The celebration of Passover was to become an essential part of Israel’s religious life. The one narrated here was only the second—the first had been the dramatic original in Egypt. The Israelites would not celebrate Passover again until they entered Canaan, the Promised Land (see Joshua 5:10).
Passover was a serious occasion. All regulations had to be followed exactly. Anyone who failed to celebrate this festival was to be cut off or excommunicated from Israel, which was the same as a death sentence (v. 13).
At the same time, the Lord extended grace. Provision for later observance was made for those who were ceremonially unclean and unable to participate at the time (v. 11). Participation was not limited to Israelites, but the “foreigner residing among you” could also join in (v. 14).

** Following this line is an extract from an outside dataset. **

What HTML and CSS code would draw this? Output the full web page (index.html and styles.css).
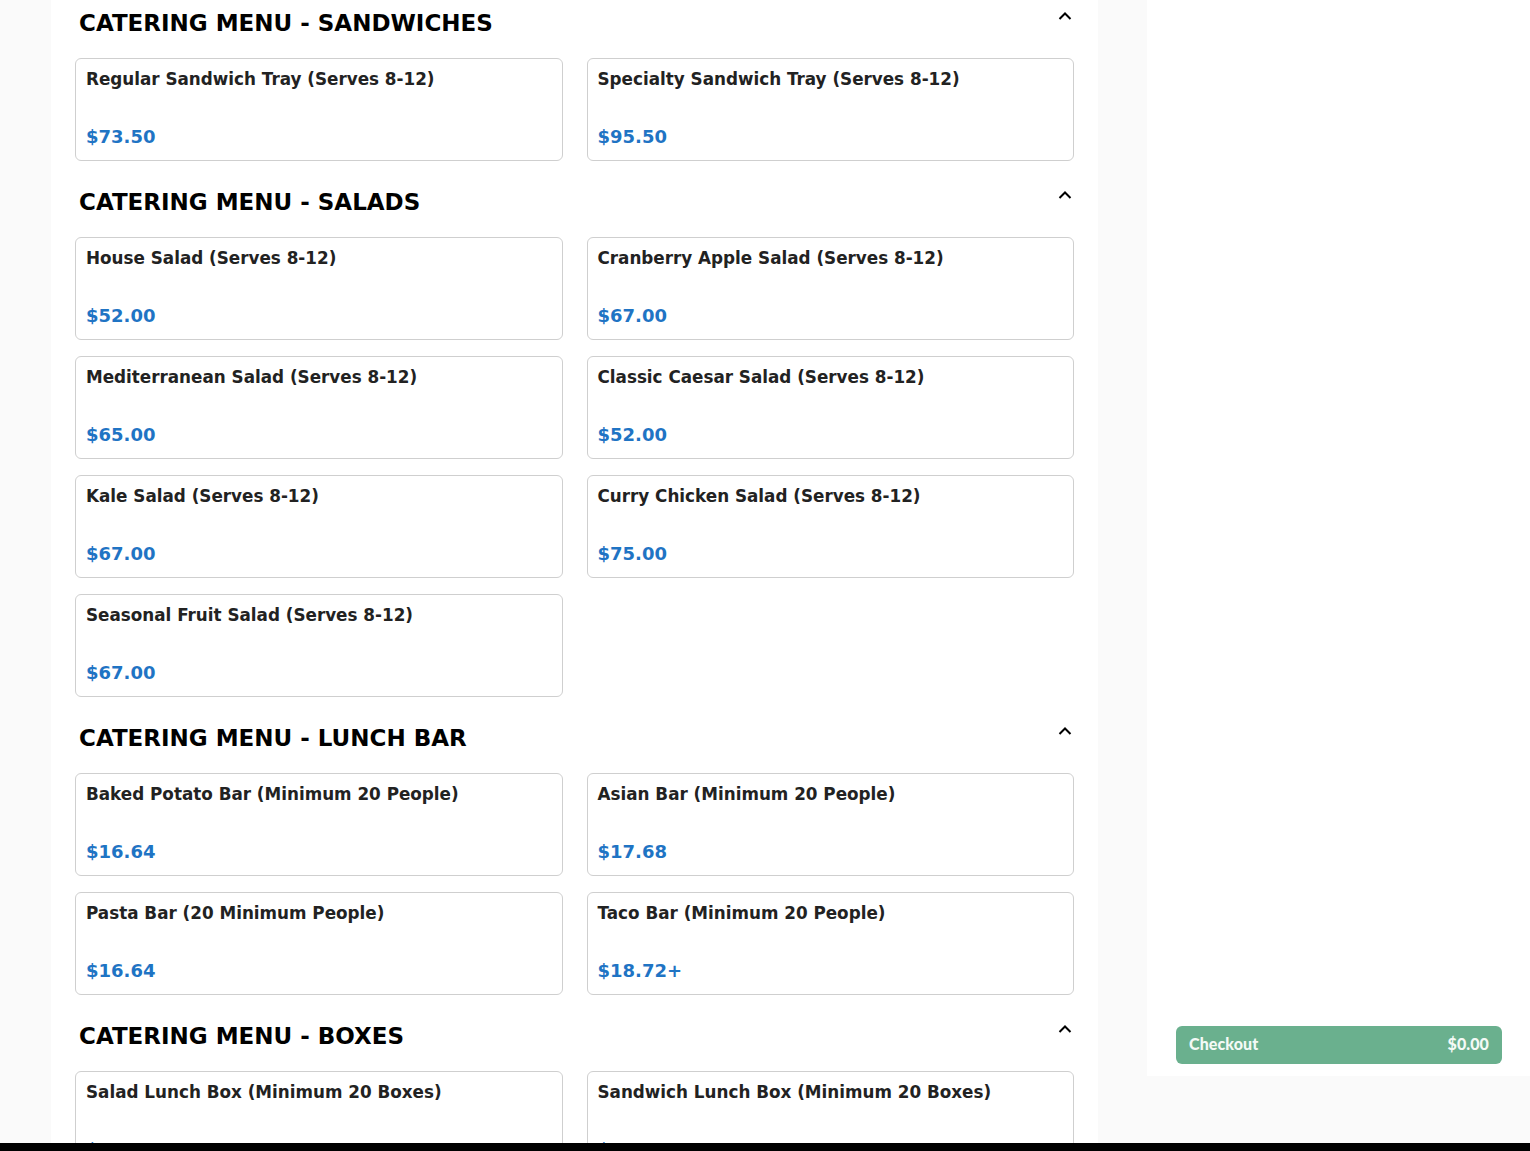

The Passover meal reminded the people of God’s life-saving presence, protection, and guidance throughout the Exodus (vv. 15–23). The main dish, lamb, reminded them of the blood on the doorposts that had saved the lives of their firstborn. The unleavened bread reminded them of their hasty exit when Pharaoh had finally yielded. And the bitter herbs reminded them of their four centuries of slavery and suffering in Egypt, now ended by the powerful hand of the Lord.